# Start of Information provided

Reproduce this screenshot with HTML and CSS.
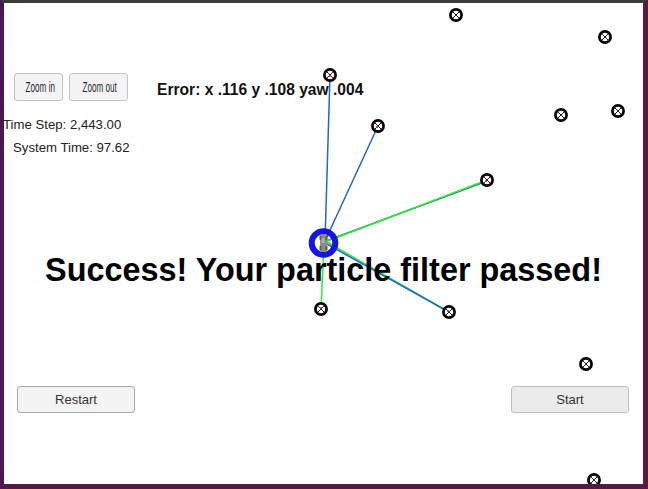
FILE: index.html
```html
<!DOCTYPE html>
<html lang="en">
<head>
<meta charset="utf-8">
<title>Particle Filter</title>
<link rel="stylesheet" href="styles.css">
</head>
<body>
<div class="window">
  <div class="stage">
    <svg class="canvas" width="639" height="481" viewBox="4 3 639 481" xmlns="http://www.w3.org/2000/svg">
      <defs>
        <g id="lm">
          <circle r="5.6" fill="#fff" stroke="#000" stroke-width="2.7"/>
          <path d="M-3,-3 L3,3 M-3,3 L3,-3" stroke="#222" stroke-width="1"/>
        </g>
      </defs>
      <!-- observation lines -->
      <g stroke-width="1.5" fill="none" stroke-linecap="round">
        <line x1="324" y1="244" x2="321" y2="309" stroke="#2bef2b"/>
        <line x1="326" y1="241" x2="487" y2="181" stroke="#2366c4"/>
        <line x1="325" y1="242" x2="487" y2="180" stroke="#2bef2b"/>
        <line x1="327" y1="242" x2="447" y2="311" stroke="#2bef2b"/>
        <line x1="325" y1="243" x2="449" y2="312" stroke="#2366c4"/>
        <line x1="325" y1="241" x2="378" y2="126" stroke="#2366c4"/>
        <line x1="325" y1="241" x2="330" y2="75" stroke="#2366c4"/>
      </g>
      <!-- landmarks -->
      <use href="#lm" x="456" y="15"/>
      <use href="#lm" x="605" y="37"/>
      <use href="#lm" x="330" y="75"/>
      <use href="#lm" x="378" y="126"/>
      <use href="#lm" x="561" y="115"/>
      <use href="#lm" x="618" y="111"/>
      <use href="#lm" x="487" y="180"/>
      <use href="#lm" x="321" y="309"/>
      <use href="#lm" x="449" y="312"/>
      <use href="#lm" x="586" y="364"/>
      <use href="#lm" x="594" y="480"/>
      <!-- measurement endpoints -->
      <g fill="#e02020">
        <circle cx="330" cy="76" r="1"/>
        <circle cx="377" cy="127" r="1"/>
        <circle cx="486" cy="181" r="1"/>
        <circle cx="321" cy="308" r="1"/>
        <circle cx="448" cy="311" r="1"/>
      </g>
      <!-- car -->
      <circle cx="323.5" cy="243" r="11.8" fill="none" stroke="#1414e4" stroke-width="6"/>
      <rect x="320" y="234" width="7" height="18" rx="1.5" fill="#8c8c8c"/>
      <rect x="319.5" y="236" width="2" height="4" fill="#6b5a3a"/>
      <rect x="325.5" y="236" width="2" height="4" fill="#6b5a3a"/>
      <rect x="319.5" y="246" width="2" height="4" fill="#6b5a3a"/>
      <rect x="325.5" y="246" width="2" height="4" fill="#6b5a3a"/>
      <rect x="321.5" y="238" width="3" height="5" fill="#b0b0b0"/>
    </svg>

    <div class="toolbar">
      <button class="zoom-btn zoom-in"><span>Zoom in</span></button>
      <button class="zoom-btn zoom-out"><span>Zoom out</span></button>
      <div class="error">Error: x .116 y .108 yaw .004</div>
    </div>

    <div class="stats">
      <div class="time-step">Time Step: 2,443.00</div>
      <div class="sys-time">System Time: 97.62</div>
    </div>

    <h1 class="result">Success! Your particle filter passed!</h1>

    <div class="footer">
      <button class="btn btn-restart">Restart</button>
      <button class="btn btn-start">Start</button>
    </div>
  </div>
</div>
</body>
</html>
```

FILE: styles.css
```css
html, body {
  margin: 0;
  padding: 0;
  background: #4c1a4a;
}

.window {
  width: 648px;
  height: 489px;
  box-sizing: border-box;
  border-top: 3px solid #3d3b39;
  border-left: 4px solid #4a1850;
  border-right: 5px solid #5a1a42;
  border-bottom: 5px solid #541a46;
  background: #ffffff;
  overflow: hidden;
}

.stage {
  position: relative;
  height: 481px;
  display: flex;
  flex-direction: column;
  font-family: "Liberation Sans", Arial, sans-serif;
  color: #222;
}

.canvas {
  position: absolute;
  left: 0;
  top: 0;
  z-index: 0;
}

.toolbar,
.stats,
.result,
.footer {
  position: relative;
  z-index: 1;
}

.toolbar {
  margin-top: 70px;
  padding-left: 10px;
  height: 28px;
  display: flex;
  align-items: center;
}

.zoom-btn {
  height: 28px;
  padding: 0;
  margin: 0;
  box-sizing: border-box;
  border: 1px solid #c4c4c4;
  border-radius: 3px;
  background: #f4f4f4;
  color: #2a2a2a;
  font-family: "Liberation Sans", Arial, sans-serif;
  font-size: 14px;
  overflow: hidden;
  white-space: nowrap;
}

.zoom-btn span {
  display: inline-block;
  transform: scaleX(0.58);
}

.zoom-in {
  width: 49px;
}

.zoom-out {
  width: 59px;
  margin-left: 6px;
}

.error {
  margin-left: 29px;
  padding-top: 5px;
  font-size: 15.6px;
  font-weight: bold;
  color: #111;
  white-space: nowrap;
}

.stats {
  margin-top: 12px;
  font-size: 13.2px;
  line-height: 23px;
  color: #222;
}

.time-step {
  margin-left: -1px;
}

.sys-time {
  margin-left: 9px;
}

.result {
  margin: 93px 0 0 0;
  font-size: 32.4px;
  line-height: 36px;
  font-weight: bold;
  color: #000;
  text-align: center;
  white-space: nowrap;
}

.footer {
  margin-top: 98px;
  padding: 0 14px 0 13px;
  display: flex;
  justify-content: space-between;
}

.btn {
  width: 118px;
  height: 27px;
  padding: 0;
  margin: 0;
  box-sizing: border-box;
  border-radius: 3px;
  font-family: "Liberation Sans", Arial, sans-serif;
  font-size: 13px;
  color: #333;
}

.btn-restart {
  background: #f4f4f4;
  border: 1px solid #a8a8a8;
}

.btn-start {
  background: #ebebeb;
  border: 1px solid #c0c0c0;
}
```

# End of Information provided

Goal of the exercise:
Repeat all the data as it stands, dropping any images it holds.

The reply:
Reproduce this screenshot with HTML and CSS.
FILE: index.html
```html
<!DOCTYPE html>
<html lang="en">
<head>
<meta charset="utf-8">
<title>Particle Filter</title>
<link rel="stylesheet" href="styles.css">
</head>
<body>
<div class="window">
  <div class="stage">
    <svg class="canvas" width="639" height="481" viewBox="4 3 639 481" xmlns="http://www.w3.org/2000/svg">
      <defs>
        <g id="lm">
          <circle r="5.6" fill="#fff" stroke="#000" stroke-width="2.7"/>
          <path d="M-3,-3 L3,3 M-3,3 L3,-3" stroke="#222" stroke-width="1"/>
        </g>
      </defs>
      <!-- observation lines -->
      <g stroke-width="1.5" fill="none" stroke-linecap="round">
        <line x1="324" y1="244" x2="321" y2="309" stroke="#2bef2b"/>
        <line x1="326" y1="241" x2="487" y2="181" stroke="#2366c4"/>
        <line x1="325" y1="242" x2="487" y2="180" stroke="#2bef2b"/>
        <line x1="327" y1="242" x2="447" y2="311" stroke="#2bef2b"/>
        <line x1="325" y1="243" x2="449" y2="312" stroke="#2366c4"/>
        <line x1="325" y1="241" x2="378" y2="126" stroke="#2366c4"/>
        <line x1="325" y1="241" x2="330" y2="75" stroke="#2366c4"/>
      </g>
      <!-- landmarks -->
      <use href="#lm" x="456" y="15"/>
      <use href="#lm" x="605" y="37"/>
      <use href="#lm" x="330" y="75"/>
      <use href="#lm" x="378" y="126"/>
      <use href="#lm" x="561" y="115"/>
      <use href="#lm" x="618" y="111"/>
      <use href="#lm" x="487" y="180"/>
      <use href="#lm" x="321" y="309"/>
      <use href="#lm" x="449" y="312"/>
      <use href="#lm" x="586" y="364"/>
      <use href="#lm" x="594" y="480"/>
      <!-- measurement endpoints -->
      <g fill="#e02020">
        <circle cx="330" cy="76" r="1"/>
        <circle cx="377" cy="127" r="1"/>
        <circle cx="486" cy="181" r="1"/>
        <circle cx="321" cy="308" r="1"/>
        <circle cx="448" cy="311" r="1"/>
      </g>
      <!-- car -->
      <circle cx="323.5" cy="243" r="11.8" fill="none" stroke="#1414e4" stroke-width="6"/>
      <rect x="320" y="234" width="7" height="18" rx="1.5" fill="#8c8c8c"/>
      <rect x="319.5" y="236" width="2" height="4" fill="#6b5a3a"/>
      <rect x="325.5" y="236" width="2" height="4" fill="#6b5a3a"/>
      <rect x="319.5" y="246" width="2" height="4" fill="#6b5a3a"/>
      <rect x="325.5" y="246" width="2" height="4" fill="#6b5a3a"/>
      <rect x="321.5" y="238" width="3" height="5" fill="#b0b0b0"/>
    </svg>

    <div class="toolbar">
      <button class="zoom-btn zoom-in"><span>Zoom in</span></button>
      <button class="zoom-btn zoom-out"><span>Zoom out</span></button>
      <div class="error">Error: x .116 y .108 yaw .004</div>
    </div>

    <div class="stats">
      <div class="time-step">Time Step: 2,443.00</div>
      <div class="sys-time">System Time: 97.62</div>
    </div>

    <h1 class="result">Success! Your particle filter passed!</h1>

    <div class="footer">
      <button class="btn btn-restart">Restart</button>
      <button class="btn btn-start">Start</button>
    </div>
  </div>
</div>
</body>
</html>
```

FILE: styles.css
```css
html, body {
  margin: 0;
  padding: 0;
  background: #4c1a4a;
}

.window {
  width: 648px;
  height: 489px;
  box-sizing: border-box;
  border-top: 3px solid #3d3b39;
  border-left: 4px solid #4a1850;
  border-right: 5px solid #5a1a42;
  border-bottom: 5px solid #541a46;
  background: #ffffff;
  overflow: hidden;
}

.stage {
  position: relative;
  height: 481px;
  display: flex;
  flex-direction: column;
  font-family: "Liberation Sans", Arial, sans-serif;
  color: #222;
}

.canvas {
  position: absolute;
  left: 0;
  top: 0;
  z-index: 0;
}

.toolbar,
.stats,
.result,
.footer {
  position: relative;
  z-index: 1;
}

.toolbar {
  margin-top: 70px;
  padding-left: 10px;
  height: 28px;
  display: flex;
  align-items: center;
}

.zoom-btn {
  height: 28px;
  padding: 0;
  margin: 0;
  box-sizing: border-box;
  border: 1px solid #c4c4c4;
  border-radius: 3px;
  background: #f4f4f4;
  color: #2a2a2a;
  font-family: "Liberation Sans", Arial, sans-serif;
  font-size: 14px;
  overflow: hidden;
  white-space: nowrap;
}

.zoom-btn span {
  display: inline-block;
  transform: scaleX(0.58);
}

.zoom-in {
  width: 49px;
}

.zoom-out {
  width: 59px;
  margin-left: 6px;
}

.error {
  margin-left: 29px;
  padding-top: 5px;
  font-size: 15.6px;
  font-weight: bold;
  color: #111;
  white-space: nowrap;
}

.stats {
  margin-top: 12px;
  font-size: 13.2px;
  line-height: 23px;
  color: #222;
}

.time-step {
  margin-left: -1px;
}

.sys-time {
  margin-left: 9px;
}

.result {
  margin: 93px 0 0 0;
  font-size: 32.4px;
  line-height: 36px;
  font-weight: bold;
  color: #000;
  text-align: center;
  white-space: nowrap;
}

.footer {
  margin-top: 98px;
  padding: 0 14px 0 13px;
  display: flex;
  justify-content: space-between;
}

.btn {
  width: 118px;
  height: 27px;
  padding: 0;
  margin: 0;
  box-sizing: border-box;
  border-radius: 3px;
  font-family: "Liberation Sans", Arial, sans-serif;
  font-size: 13px;
  color: #333;
}

.btn-restart {
  background: #f4f4f4;
  border: 1px solid #a8a8a8;
}

.btn-start {
  background: #ebebeb;
  border: 1px solid #c0c0c0;
}
```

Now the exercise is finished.